Stal – Ślęza: wypowiedzi pomeczowe
Oto, co po spotkaniu Stal Brzeg – Ślęza Wrocław powiedzieli członkowie sztabów szkoleniowych i piłkarze obu zespołów:
Arkadiusz Bator (trener Stali): „Zagraliśmy dzisiaj dobry mecz. I w tym maratonie trzydniowym wytrzymaliśmy dobrze skutki tego spotkania. Ślęza grała ostatnie dziesięć minut w osłabieniu i gdybyśmy mieli lepiej wyregulowane celowniki, to mieliśmy kilka sytuacji klarownych i kluczowych, gdzie powinniśmy strzelić przynajmniej jedną bramkę. Taki remis ze wskazaniem sytuacji dla nas. Powinniśmy ten mecz wygrać.”
Jacek Opałka (II trener Ślęzy): „Nie był to najlepszy mecz w naszym wykonaniu. Widać jednak już zmęczenie sezonem. Oba zespoły są w strefie bezpiecznej. Było to takie spotkanie bez fajerwerków. W naszej drużynie było sporo zmian w wyjściowym składzie, sporo rotacji. Było to spowodowane tym, że w środę gramy finał Pucharu Polski i chcemy jak najbardziej optymalnie się do tego spotkania przygotować.

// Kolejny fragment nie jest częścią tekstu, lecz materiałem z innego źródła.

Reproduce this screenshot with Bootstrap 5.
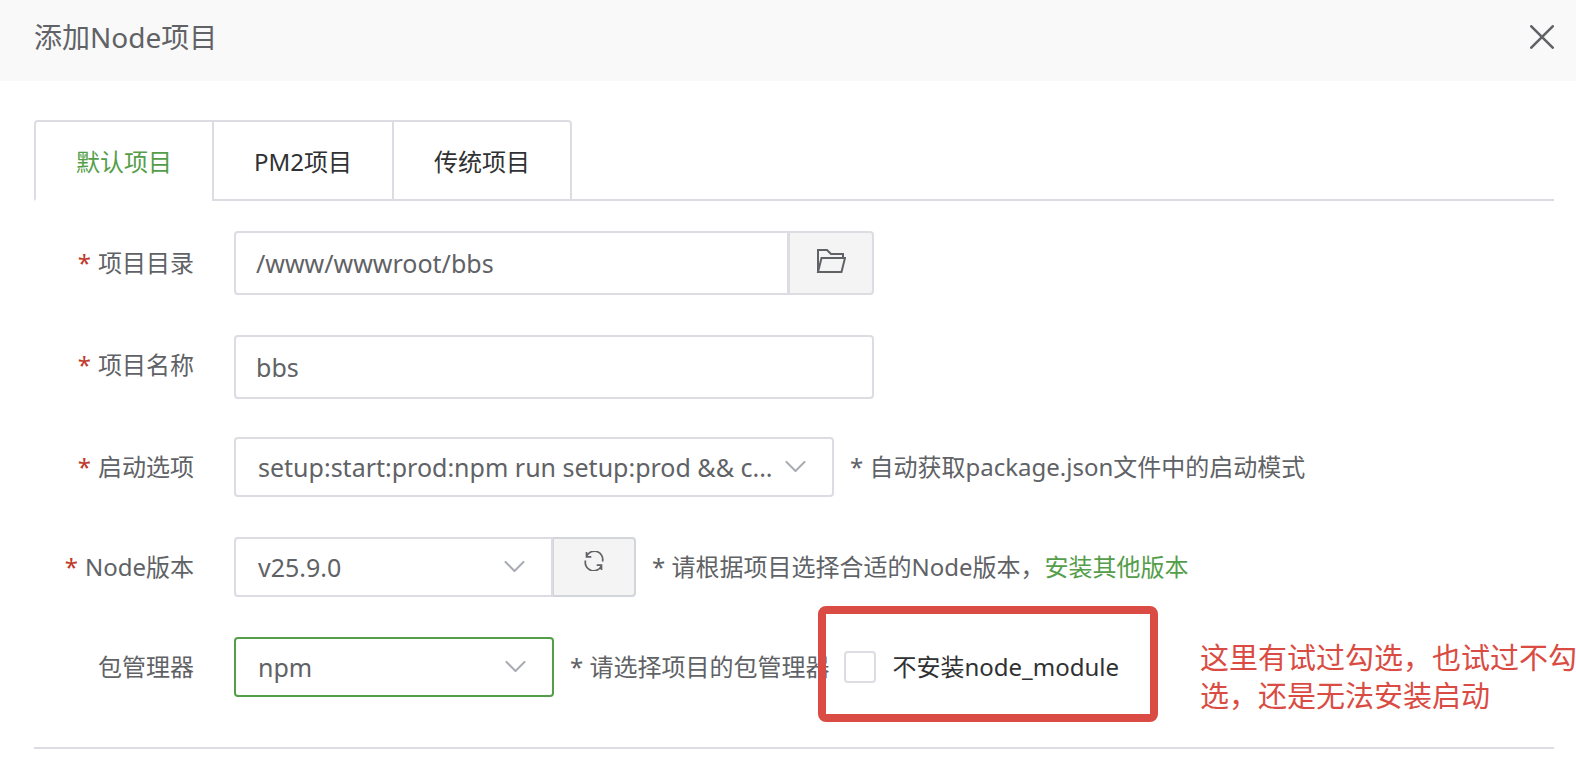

Marcin Niemczyk (Stal): „Zagrały dziś dwie drużyny, które lubią grać ofensywną piłkę i sytuacji z obu stron nie brakowało. Aczkolwiek uważam, że my mieliśmy ich więcej, ale wiadomo, że liczy się to co jest w sieci i dziś mamy remis.”
Julian Trochanowski (Ślęza): „Cieszę się, że mogłem dostać szansę debiutu i to od razu od pierwszej minuty, a to oznacza, że trener ma do mnie zaufanie i mu za to dziękuje. Był to dla mnie debiut i tempo meczu było dla mnie większe niż w moich wcześniejszych pojedynkach. Spotkanie zaczęło się dla nas bardzo dobrze, ponieważ wysoko ,,usiedliśmy” na przeciwniku i stworzyliśmy sobie kilka sytuacji, a w 20. minucie nagrodą była bramka strzelona co prawda ze stałego fragmentu, ale na pewno zasłużyliśmy na nią. Przed przerwie rywale z Brzegu zdołali strzelić nam gola do szatni po kontrowersyjnym rzucie karnym. Na drugą połowę wyszliśmy pewni siebie i tego, że zdołamy strzelić bramkę i zwyciężyć to spotkanie. Nasz przeciwnik dobrze się bronił w drugiej części, a od 75. minuty niestety graliśmy „w dziesiątkę” ponieważ wykorzystaliśmy wszystkie możliwe zmiany, a nasz zawodnik doznał urazu. Wiadomo, że w osłabieniu gra się dużo ciężej, ale i tak stworzyliśmy sobie sytuacje i była możliwość przywiezienia trzech punktów do Wrocławia, lecz musimy podziękować Stali Brzeg za dobry mecz i skupić się na następnym, który jest już w środę czyli Finał Pucharu Polski, który zagramy w Jeleniej Górze z Karkonoszami.”